In his 1955 essay, The Face of Garbo, French literary critic Roland Barthes wrote of the American actor, Greta Garbo, “[she] belongs to that moment in cinema when capturing the human face still plunged audiences into the deepest ecstasy, when one literally lost oneself in a human image… when the face represented a kind of absolute state of the flesh, which could neither be reached nor renounced.”
Barthes certainly did not write with Dharmendra Kewal Krishna Deol in mind. Garbo preceded Dharmendra by at least thirty years. She retired from Hollywood three years before the son of a school teacher and a homemaker left his village, Dangon, in Ludhiana, for Mumbai (then called Bombay) to participate in a talent hunt organised by an entertainment magazine. And yet, his face too, was singular in its impact on his audience: not flesh, but platonic beauty; his was the visage of the ideal romantic figure; the “human image” in which women —and perhaps many men, too — could “lose” themselves.

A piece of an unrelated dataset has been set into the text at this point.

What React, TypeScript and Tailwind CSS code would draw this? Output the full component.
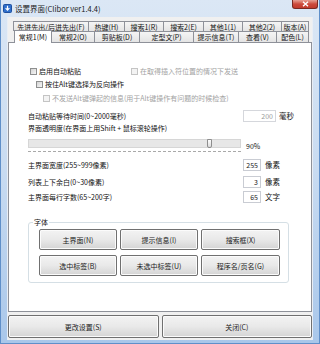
const rowOne = [
  { label: "先进先出/后进先出(F)", w: "w-[75px]" },
  { label: "热键(H)", w: "w-[36px]" },
  { label: "搜索1(R)", w: "w-[39px]" },
  { label: "搜索2(E)", w: "w-[40px]" },
  { label: "其他1(1)", w: "w-[39px]" },
  { label: "其他2(2)", w: "w-[39px]" },
  { label: "版本(A)", w: "w-[28px]" },
];

const rowTwo = [
  { label: "常规2(O)", w: "w-[42px]" },
  { label: "剪贴板(D)", w: "w-[45px]" },
  { label: "定型文(P)", w: "w-[54px]" },
  { label: "提示信息(T)", w: "w-[45px]" },
  { label: "查看(V)", w: "w-[38px]" },
  { label: "配色(L)", w: "w-[33px]" },
];

const fontButtons = [
  ["主界面(N)", "提示信息(I)", "搜索框(X)"],
  ["选中标签(B)", "未选中标签(U)", "程序名/页名(G)"],
];

const btn =
  "flex items-center justify-center rounded-[2px] border border-[#707070] bg-linear-to-b from-[#f3f3f3] via-[#e9e9e9] to-[#d4d4d4] shadow-[inset_0_0_0_1px_#fbfbfb] text-[#1b1b1b]";

function Check({ disabled }: { disabled?: boolean }) {
  return (
    <span
      className={
        disabled
          ? "block w-[7px] h-[7px] border border-[#c4c4c4] bg-[#f3f3f3]"
          : "block w-[7px] h-[7px] border border-[#8e8f8f] bg-linear-to-br from-[#d4d4d4] to-[#f6f6f6]"
      }
    />
  );
}

function NumRow({ label, value, unit }: { label: string; value: string; unit: string }) {
  return (
    <div className="flex items-center h-[12px]">
      <span className="w-[215px]">{label}</span>
      <span className="w-[18px] h-[12px] border border-[#c9ccd3] bg-white text-right pr-[2px] leading-[10px] text-[#222]">
        {value}
      </span>
      <span className="ml-[4px] text-[7.5px]">{unit}</span>
    </div>
  );
}

export default function App() {
  return (
    <div className="w-[320px] h-[344px] overflow-hidden flex flex-col bg-linear-to-b from-[#dbe7f5] via-[#c8dbf1] to-[#a9c7ea] border-x border-b border-[#5f8fc9] font-['Noto_Sans_CJK_SC','Liberation_Sans',sans-serif] text-[7px] leading-[12px] text-[#111]">
      {/* title bar */}
      <div className="relative h-[17px] flex items-center pl-[2px]">
        <svg width="9" height="9" viewBox="0 0 9 9">
          <rect x="0.5" y="0.5" width="8" height="8" rx="1" fill="#2f6fcc" stroke="#1d4f9e" />
          <path d="M4.5 1.8v4M2.6 4.2l1.9 2 1.9-2" stroke="#fff" strokeWidth="1.2" fill="none" />
        </svg>
        <span className="ml-[3px] text-[7.5px] text-[#1a1a1a]">设置界面(Clibor ver1.4.4)</span>
        <div className="absolute right-[1px] top-0 w-[26px] h-[9px] rounded-b-[3px] border border-t-0 border-[#7a2a22] bg-linear-to-b from-[#e6a095] via-[#cc4a3c] to-[#c23a2c] flex items-center justify-center">
          <svg width="7" height="6" viewBox="0 0 7 6">
            <path d="M1 0.8l5 4.4M6 0.8l-5 4.4" stroke="#fff" strokeWidth="1.4" />
          </svg>
        </div>
      </div>

      {/* client */}
      <div className="flex-1 ml-[6px] mr-[6px] mb-[3px] bg-[#f0f0f0] border-l border-r border-[#e9eef5] flex flex-col">
        <div className="mt-[4px] ml-[5px] flex h-[10px]">
          {rowOne.map((t, i) => (
            <div
              key={t.label}
              className={`${t.w} h-[10px] flex items-center justify-center border-t border-l border-[#8e9199] bg-linear-to-b from-[#f5f5f5] to-[#e4e4e4] ${
                i === rowOne.length - 1 ? "border-r" : ""
              }`}
            >
              {t.label}
            </div>
          ))}
        </div>
        <div className="ml-[6px] flex items-end h-[11px]">
          <div className="relative z-10 w-[38px] h-[13px] -mb-[1px] pb-[1px] flex items-center justify-center border-t border-l border-r border-[#8e9199] bg-white">
            常规1(M)
          </div>
          {rowTwo.map((t, i) => (
            <div
              key={t.label}
              className={`${t.w} h-[11px] flex items-center justify-center border-t border-[#8e9199] bg-linear-to-b from-[#f5f5f5] to-[#e4e4e4] ${
                i === 0 ? "" : "border-l"
              } ${i === rowTwo.length - 1 ? "border-r" : ""}`}
            >
              {t.label}
            </div>
          ))}
        </div>

        {/* tab page */}
        <div className="h-[270px] border border-[#8e9199] bg-white pl-[19px] flex flex-col">
          <div className="mt-[22px] flex items-center h-[12px]">
            <div className="w-[101px] ml-[2px] flex items-center gap-[2px]">
              <Check />
              <span>启用自动粘贴</span>
            </div>
            <div className="flex items-center gap-[2px] text-[#a3a3a3]">
              <Check disabled />
              <span>在取得插入符位置的情况下发送</span>
            </div>
          </div>
          <div className="mt-[1px] ml-[8px] flex items-center gap-[2px] h-[12px]">
            <Check />
            <span>按住Alt键选择为反向操作</span>
          </div>
          <div className="mt-[2px] ml-[15px] flex items-center gap-[2px] h-[12px] text-[#a3a3a3]">
            <Check disabled />
            <span>不发送Alt键弹起的信息(用于Alt键操作有问题的时候检查)</span>
          </div>
          <div className="mt-[6px] flex items-center h-[12px]">
            <span className="w-[215px]">自动粘贴等待时间(0~2000毫秒)</span>
            <span className="w-[33px] h-[12px] border border-[#d5d7dc] bg-white text-right pr-[2px] leading-[10px] text-[#9a9a9a]">
              200
            </span>
            <span className="ml-[3px] text-[7.5px]">毫秒</span>
          </div>
          <div className="h-[12px] flex items-center">界面透明度(在界面上用Shift + 鼠标滚轮操作)</div>
          <div className="mt-[5px] flex items-start">
            <div className="w-[213px] flex flex-col">
              <div className="relative h-[9px] border border-[#d6d6d6] bg-[#e7e7e7]">
                <div className="absolute left-[178px] -top-[1px] w-[5px] h-[9px] rounded-b-[2px] border border-[#8d8d8d] bg-linear-to-b from-[#fdfdfd] to-[#dcdcdc]" />
              </div>
              <div className="mt-[3px] h-[1px] border-t border-dashed border-[#a9a9a9]" />
            </div>
            <span className="ml-[5px] mt-[1px]">90%</span>
          </div>
          <div className="mt-[7px]">
            <NumRow label="主界面宽度(255~999像素)" value="255" unit="像素" />
          </div>
          <div className="mt-[5px]">
            <NumRow label="列表上下余白(0~30像素)" value="3" unit="像素" />
          </div>
          <div className="mt-[3px]">
            <NumRow label="主界面每行字数(65~200字)" value="65" unit="文字" />
          </div>

          {/* font group */}
          <div className="relative mt-[19px] w-[261px] h-[61px] rounded-[3px] border border-[#d5dfe5] pl-[10px] pt-[6px] flex flex-col gap-[5px]">
            <span className="absolute -top-[7px] left-[4px] bg-white px-[1px]">字体</span>
            {fontButtons.map((row) => (
              <div key={row[0]} className="flex gap-[3px]">
                {row.map((b, i) => (
                  <div key={b} className={`${btn} h-[21px] ${i === 2 ? "w-[79px]" : "w-[78px]"}`}>
                    {b}
                  </div>
                ))}
              </div>
            ))}
          </div>
        </div>

        <div className="mt-[3px] flex gap-[3px]">
          <div className={`${btn} w-[151px] h-[23px]`}>更改设置(S)</div>
          <div className={`${btn} w-[151px] h-[23px]`}>关闭(C)</div>
        </div>
      </div>
    </div>
  );
}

Garbo’s tendency to remain private about her life — she retired in the mid 50s, spent the rest of her life in her New York apartment, rarely attended events, and died in 1990— only aided Barthes’s analysis. Hers was a face that belonged to a time when the audience drew awe and existential meaning from cinema. That changed as time, and cinema, progressed, Barthes contended. Audrey Hepburn, another great on-screen beauty, did not further the archetype of the existential beauty, but rather, of the “substantive individual”, recognised for its own traits, its own lyricism.
Dharmendra, one might say, straddled both archetypes. His visage may have indeed seemed sublime when he first made his debut in the 1960 film, Dil Bhi Tera Hum Bhi Tere (opposite Kum Kum), and in the subsequent heroic roles he essayed in Anpadh (opposite Mala Sinha), Bandini (opposite Nutan), and Anupama (opposite Sharmila Tagore), but he had no pretensions for mystique. Over time, Dharmendra’s visage, too, lent itself easily to newer archetypes — He-Man, Son of the Soil, Witty Comical Hero, Heartthrob.
And then came Ramesh Sippy’s Sholay in 1975, where he portrayed all these archetypes in one role, the blue safari suit donning Veeru.
What makes a film or a book or a pop icon cult, Italian semiotician and novelist Umberto Eco famously pondered. In 1984, analysing the Humphrey Bogart-Ingrid Bergman wartime cult film, Casablanca, Eco wrote that in order for a work to transform into a cult object, the film or book “must be loved, certainly” but it must also “provide a completely furnished world so that its fans can quote characters and episodes as if they were aspects of the fan’s private sectarian world, a world about which one can make up quizzes, and play trivia games, so that the adepts of the sect recognise through each other a shared expertise”. The viewer or reader must be able to “break, dislocate, unhinge [the work] so that one can remember only parts of it, irrespective of their original relationship with the whole,” Eco wrote.
Sholay inspired all this and more. The fact that Amitabh Bachchan, another (living) iconic figure, and Dharmendra played the characters of Jai and Veeru, only lent weight to its cult status. Their faces came to symbolise newer archetypes: the hopeless romantic was the perfect foil to the angry young(er) man. And paired together, their brand of friendship cut short only by death, continues to inspire the modern myth of brotherhood between men, whose version we are most familiar with as the bro-code.
New technology and an emerging film magazine culture certainly played a part in generating the cult of Dharmendra. By the late '60s, Dharmendra, whose face routinely caused a thousand sighs, was accessible in full technicolour on the big screen. Stardust, which was started in 1971, printed stories about him with headlines like ‘Love Is …. Being Aas Paas’ [on his relationship with his co-star Hema Malini, whom he later married] and ‘Dharmendra’s Wife Defends her Husband!’ [on his first wife, Prakash Kaur].
In the obituary she wrote for the Hindustan Times, former Stardust editor Shobhaa De, describes how “at one time, during the early ’80s, housewives from Delhi would jump on an early morning flight, rush to whichever studio Dharmendra was shooting in, and demand a private audience in his dressing room. He always obliged. “How can I disappoint any woman?” he would simply shrug.” De, who coined the term “Garam Dharam” to describe the actor’s sensual appeal, wrote that Dharmendra “famously admitted it was his “duty” to make every woman feel desirable and special.” “But,” she added, “there was nothing slimy or lecherous about him. Far from it. Old fashioned and chivalrous, Dharmendra was incapable of offending the ladies who flocked to meet him.”